- [What to work on] Below are some records: retype them all exactly, but not the pictures.

------------------------------------------------------------

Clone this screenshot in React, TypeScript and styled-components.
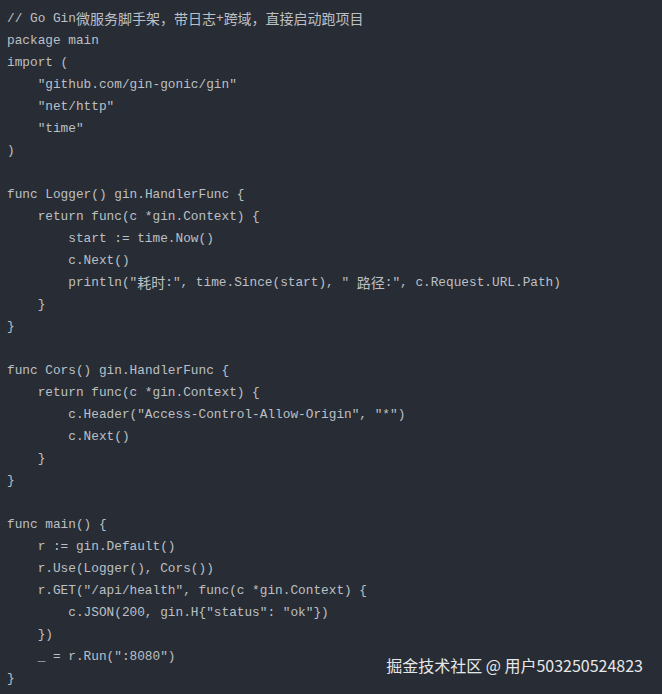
import React from "react";
import styled, { createGlobalStyle } from "styled-components";

const Global = createGlobalStyle`
  html, body { margin: 0; padding: 0; background: #282c34; }
  #root { width: 662px; height: 694px; }
`;

const Frame = styled.div`
  position: relative;
  width: 662px;
  height: 694px;
  box-sizing: border-box;
  background: #282c34;
  overflow: hidden;
  padding: 8px 0 0 7px;
`;

const Code = styled.pre`
  margin: 0;
  font-family: "Liberation Mono", "DejaVu Sans Mono", "Noto Sans CJK SC", monospace;
  font-size: 12.77px;
  line-height: 22px;
  color: #bcc0c6;
  white-space: pre;
`;

const Line = styled.div<{ $indent: number }>`
  height: 22px;
  line-height: 22px;
  padding-left: ${(p) => p.$indent * 30.64}px;
`;

const Cjk = styled.span`
  font-family: "Noto Sans CJK SC", sans-serif;
  font-size: 14px;
  line-height: 22px;
  vertical-align: top;
  display: inline-block;
  height: 22px;
  position: relative;
  top: -1px;
`;

const Watermark = styled.div`
  position: absolute;
  right: 19px;
  bottom: 18px;
  font-family: "Noto Sans CJK SC", "Noto Sans", sans-serif;
  font-size: 16px;
  line-height: 22px;
  color: #e6e7e9;
  white-space: nowrap;
`;

const lines: [number, string][] = [
  [0, "// Go Gin{微服务脚手架，带日志}+{跨域，直接启动跑项目}"],
  [0, "package main"],
  [0, "import ("],
  [1, "\"github.com/gin-gonic/gin\""],
  [1, "\"net/http\""],
  [1, "\"time\""],
  [0, ")"],
  [0, ""],
  [0, "func Logger() gin.HandlerFunc {"],
  [1, "return func(c *gin.Context) {"],
  [2, "start := time.Now()"],
  [2, "c.Next()"],
  [2, "println(\"{耗时}:\", time.Since(start), \" {路径}:\", c.Request.URL.Path)"],
  [1, "}"],
  [0, "}"],
  [0, ""],
  [0, "func Cors() gin.HandlerFunc {"],
  [1, "return func(c *gin.Context) {"],
  [2, "c.Header(\"Access-Control-Allow-Origin\", \"*\")"],
  [2, "c.Next()"],
  [1, "}"],
  [0, "}"],
  [0, ""],
  [0, "func main() {"],
  [1, "r := gin.Default()"],
  [1, "r.Use(Logger(), Cors())"],
  [1, "r.GET(\"/api/health\", func(c *gin.Context) {"],
  [2, "c.JSON(200, gin.H{\"status\": \"ok\"})"],
  [1, "})"],
  [1, "_ = r.Run(\":8080\")"],
  [0, "}"],
];

function renderText(t: string) {
  const parts: React.ReactNode[] = [];
  const re = /\{([^{}]*[\u3000-\u9fff\uff00-\uffef][^{}]*)\}/g;
  let last = 0;
  let m: RegExpExecArray | null;
  let k = 0;
  while ((m = re.exec(t))) {
    if (m.index > last) parts.push(t.slice(last, m.index));
    parts.push(<Cjk key={k++}>{m[1]}</Cjk>);
    last = m.index + m[0].length;
  }
  if (last < t.length) parts.push(t.slice(last));
  return parts.length ? parts : "\u00a0";
}

export default function App() {
  return (
    <>
      <Global />
      <Frame>
        <Code>
          {lines.map(([indent, text], i) => (
            <Line key={i} $indent={indent}>
              {renderText(text)}
            </Line>
          ))}
        </Code>
        <Watermark>掘金技术社区 @ 用户503250524823</Watermark>
      </Frame>
    </>
  );
}
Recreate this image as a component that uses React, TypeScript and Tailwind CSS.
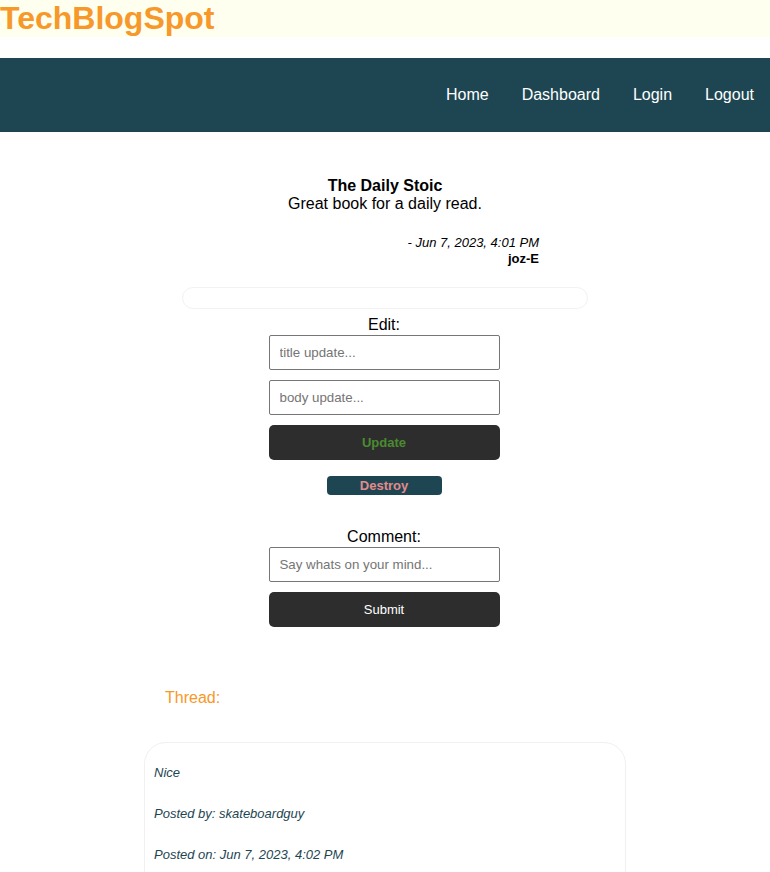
import React from "react";

export default function App() {
  const font = { fontFamily: '"Liberation Sans", Arial, Helvetica, sans-serif' };
  return (
    <div className="min-h-[872px] bg-white text-black relative overflow-hidden" style={font}>
      <header className="h-[37px] bg-[#fffff0]">
        <h1 className="text-[32px] leading-[37px] font-bold text-[#f7982a] m-0">TechBlogSpot</h1>
      </header>
      <nav className="mt-[21px] h-[74px] bg-[#1e4652] flex items-center justify-end pr-[16px] gap-[33px] text-white text-[16px]">
        <a>Home</a>
        <a>Dashboard</a>
        <a>Login</a>
        <a>Logout</a>
      </nav>

      <main className="w-[768px] flex flex-col items-center">
        <section className="mt-[45px] ml-[2px] w-[406px] flex flex-col">
          <div className="text-center text-[16px] leading-[18px]">
            <div className="font-bold">The Daily Stoic</div>
            <div>Great book for a daily read.</div>
          </div>
          <div className="mt-[22px] w-[357px] self-start text-right text-[13px] leading-[16px]">
            <div className="italic">- Jun 7, 2023, 4:01 PM</div>
            <div className="font-bold">joz-E</div>
          </div>
          <div className="mt-[20px] h-[22px] w-[406px] rounded-full border border-[#f2f2f2]" />
        </section>

        <section className="mt-[7px] w-[231px] flex flex-col items-center">
          <div className="text-[16px] leading-[18px]">Edit:</div>
          <input
            className="mt-[1px] w-[231px] h-[35px] border border-[#767676] rounded-[2px] px-[10px] text-[13.3px] placeholder:text-[#757575] outline-none"
            placeholder="title update..."
          />
          <input
            className="mt-[10px] w-[231px] h-[35px] border border-[#767676] rounded-[2px] px-[10px] text-[13.3px] placeholder:text-[#757575] outline-none"
            placeholder="body update..."
          />
          <button className="mt-[10px] w-[231px] h-[35px] bg-[#2d2d2d] rounded-[5px] text-[13px] font-bold text-[#4b8b30]">
            Update
          </button>
          <button className="mt-[16px] w-[115px] h-[19px] bg-[#1e4652] rounded-[4px] text-[13px] leading-[19px] font-bold text-[#e58a8a]">
            Destroy
          </button>
        </section>

        <section className="mt-[33px] w-[231px] flex flex-col items-center">
          <div className="text-[16px] leading-[18px]">Comment:</div>
          <input
            className="mt-[1px] w-[231px] h-[35px] border border-[#767676] rounded-[2px] px-[10px] text-[13.3px] placeholder:text-[#757575] outline-none"
            placeholder="Say whats on your mind..."
          />
          <button className="mt-[10px] w-[231px] h-[35px] bg-[#2d2d2d] rounded-[5px] text-[13px] text-white">
            Submit
          </button>
        </section>

        <section className="mt-[62px] ml-[2px] w-[482px] flex flex-col">
          <div className="ml-[21px] text-[16px] leading-[18px] text-[#f7982a]">Thread:</div>
          <div className="mt-[35px] h-[160px] rounded-[22px] border border-[#f0f0f0] px-[9px] pt-[22px] text-[13px] leading-[16px] italic text-[#1e4652] flex flex-col gap-[25px]">
            <div>Nice</div>
            <div>Posted by: skateboardguy</div>
            <div>Posted on: Jun 7, 2023, 4:02 PM</div>
          </div>
        </section>
      </main>
      <div className="absolute left-0 right-0 bottom-0 h-[8px] bg-gradient-to-b from-transparent to-[#f3f3f3]" />
    </div>
  );
}
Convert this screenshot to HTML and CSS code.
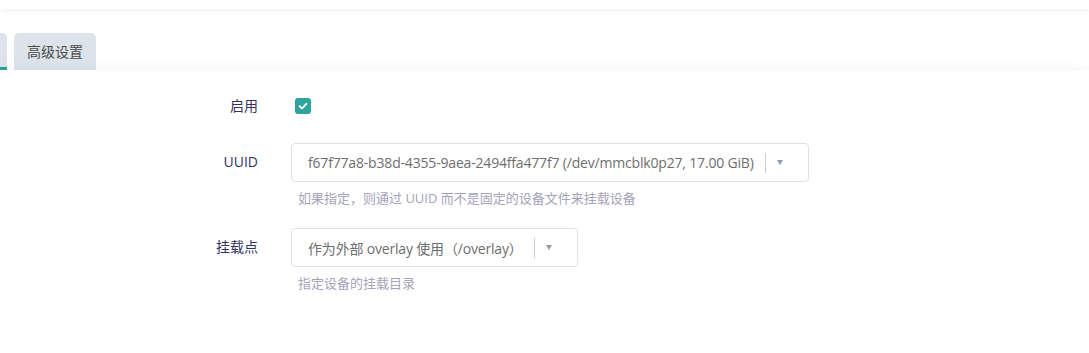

------------------------------------------------------------

- [Exercise solution]
Clone this screenshot in React, TypeScript and styled-components.
import React from "react";
import styled, { createGlobalStyle } from "styled-components";

const Global = createGlobalStyle`
  html, body { margin: 0; padding: 0; background: #282c34; }
  #root { width: 662px; height: 694px; }
`;

const Frame = styled.div`
  position: relative;
  width: 662px;
  height: 694px;
  box-sizing: border-box;
  background: #282c34;
  overflow: hidden;
  padding: 8px 0 0 7px;
`;

const Code = styled.pre`
  margin: 0;
  font-family: "Liberation Mono", "DejaVu Sans Mono", "Noto Sans CJK SC", monospace;
  font-size: 12.77px;
  line-height: 22px;
  color: #bcc0c6;
  white-space: pre;
`;

const Line = styled.div<{ $indent: number }>`
  height: 22px;
  line-height: 22px;
  padding-left: ${(p) => p.$indent * 30.64}px;
`;

const Cjk = styled.span`
  font-family: "Noto Sans CJK SC", sans-serif;
  font-size: 14px;
  line-height: 22px;
  vertical-align: top;
  display: inline-block;
  height: 22px;
  position: relative;
  top: -1px;
`;

const Watermark = styled.div`
  position: absolute;
  right: 19px;
  bottom: 18px;
  font-family: "Noto Sans CJK SC", "Noto Sans", sans-serif;
  font-size: 16px;
  line-height: 22px;
  color: #e6e7e9;
  white-space: nowrap;
`;

const lines: [number, string][] = [
  [0, "// Go Gin{微服务脚手架，带日志}+{跨域，直接启动跑项目}"],
  [0, "package main"],
  [0, "import ("],
  [1, "\"github.com/gin-gonic/gin\""],
  [1, "\"net/http\""],
  [1, "\"time\""],
  [0, ")"],
  [0, ""],
  [0, "func Logger() gin.HandlerFunc {"],
  [1, "return func(c *gin.Context) {"],
  [2, "start := time.Now()"],
  [2, "c.Next()"],
  [2, "println(\"{耗时}:\", time.Since(start), \" {路径}:\", c.Request.URL.Path)"],
  [1, "}"],
  [0, "}"],
  [0, ""],
  [0, "func Cors() gin.HandlerFunc {"],
  [1, "return func(c *gin.Context) {"],
  [2, "c.Header(\"Access-Control-Allow-Origin\", \"*\")"],
  [2, "c.Next()"],
  [1, "}"],
  [0, "}"],
  [0, ""],
  [0, "func main() {"],
  [1, "r := gin.Default()"],
  [1, "r.Use(Logger(), Cors())"],
  [1, "r.GET(\"/api/health\", func(c *gin.Context) {"],
  [2, "c.JSON(200, gin.H{\"status\": \"ok\"})"],
  [1, "})"],
  [1, "_ = r.Run(\":8080\")"],
  [0, "}"],
];

function renderText(t: string) {
  const parts: React.ReactNode[] = [];
  const re = /\{([^{}]*[\u3000-\u9fff\uff00-\uffef][^{}]*)\}/g;
  let last = 0;
  let m: RegExpExecArray | null;
  let k = 0;
  while ((m = re.exec(t))) {
    if (m.index > last) parts.push(t.slice(last, m.index));
    parts.push(<Cjk key={k++}>{m[1]}</Cjk>);
    last = m.index + m[0].length;
  }
  if (last < t.length) parts.push(t.slice(last));
  return parts.length ? parts : "\u00a0";
}

export default function App() {
  return (
    <>
      <Global />
      <Frame>
        <Code>
          {lines.map(([indent, text], i) => (
            <Line key={i} $indent={indent}>
              {renderText(text)}
            </Line>
          ))}
        </Code>
        <Watermark>掘金技术社区 @ 用户503250524823</Watermark>
      </Frame>
    </>
  );
}
Recreate this image as a component that uses React, TypeScript and Tailwind CSS.
import React from "react";

export default function App() {
  const font = { fontFamily: '"Liberation Sans", Arial, Helvetica, sans-serif' };
  return (
    <div className="min-h-[872px] bg-white text-black relative overflow-hidden" style={font}>
      <header className="h-[37px] bg-[#fffff0]">
        <h1 className="text-[32px] leading-[37px] font-bold text-[#f7982a] m-0">TechBlogSpot</h1>
      </header>
      <nav className="mt-[21px] h-[74px] bg-[#1e4652] flex items-center justify-end pr-[16px] gap-[33px] text-white text-[16px]">
        <a>Home</a>
        <a>Dashboard</a>
        <a>Login</a>
        <a>Logout</a>
      </nav>

      <main className="w-[768px] flex flex-col items-center">
        <section className="mt-[45px] ml-[2px] w-[406px] flex flex-col">
          <div className="text-center text-[16px] leading-[18px]">
            <div className="font-bold">The Daily Stoic</div>
            <div>Great book for a daily read.</div>
          </div>
          <div className="mt-[22px] w-[357px] self-start text-right text-[13px] leading-[16px]">
            <div className="italic">- Jun 7, 2023, 4:01 PM</div>
            <div className="font-bold">joz-E</div>
          </div>
          <div className="mt-[20px] h-[22px] w-[406px] rounded-full border border-[#f2f2f2]" />
        </section>

        <section className="mt-[7px] w-[231px] flex flex-col items-center">
          <div className="text-[16px] leading-[18px]">Edit:</div>
          <input
            className="mt-[1px] w-[231px] h-[35px] border border-[#767676] rounded-[2px] px-[10px] text-[13.3px] placeholder:text-[#757575] outline-none"
            placeholder="title update..."
          />
          <input
            className="mt-[10px] w-[231px] h-[35px] border border-[#767676] rounded-[2px] px-[10px] text-[13.3px] placeholder:text-[#757575] outline-none"
            placeholder="body update..."
          />
          <button className="mt-[10px] w-[231px] h-[35px] bg-[#2d2d2d] rounded-[5px] text-[13px] font-bold text-[#4b8b30]">
            Update
          </button>
          <button className="mt-[16px] w-[115px] h-[19px] bg-[#1e4652] rounded-[4px] text-[13px] leading-[19px] font-bold text-[#e58a8a]">
            Destroy
          </button>
        </section>

        <section className="mt-[33px] w-[231px] flex flex-col items-center">
          <div className="text-[16px] leading-[18px]">Comment:</div>
          <input
            className="mt-[1px] w-[231px] h-[35px] border border-[#767676] rounded-[2px] px-[10px] text-[13.3px] placeholder:text-[#757575] outline-none"
            placeholder="Say whats on your mind..."
          />
          <button className="mt-[10px] w-[231px] h-[35px] bg-[#2d2d2d] rounded-[5px] text-[13px] text-white">
            Submit
          </button>
        </section>

        <section className="mt-[62px] ml-[2px] w-[482px] flex flex-col">
          <div className="ml-[21px] text-[16px] leading-[18px] text-[#f7982a]">Thread:</div>
          <div className="mt-[35px] h-[160px] rounded-[22px] border border-[#f0f0f0] px-[9px] pt-[22px] text-[13px] leading-[16px] italic text-[#1e4652] flex flex-col gap-[25px]">
            <div>Nice</div>
            <div>Posted by: skateboardguy</div>
            <div>Posted on: Jun 7, 2023, 4:02 PM</div>
          </div>
        </section>
      </main>
      <div className="absolute left-0 right-0 bottom-0 h-[8px] bg-gradient-to-b from-transparent to-[#f3f3f3]" />
    </div>
  );
}
Convert this screenshot to HTML and CSS code.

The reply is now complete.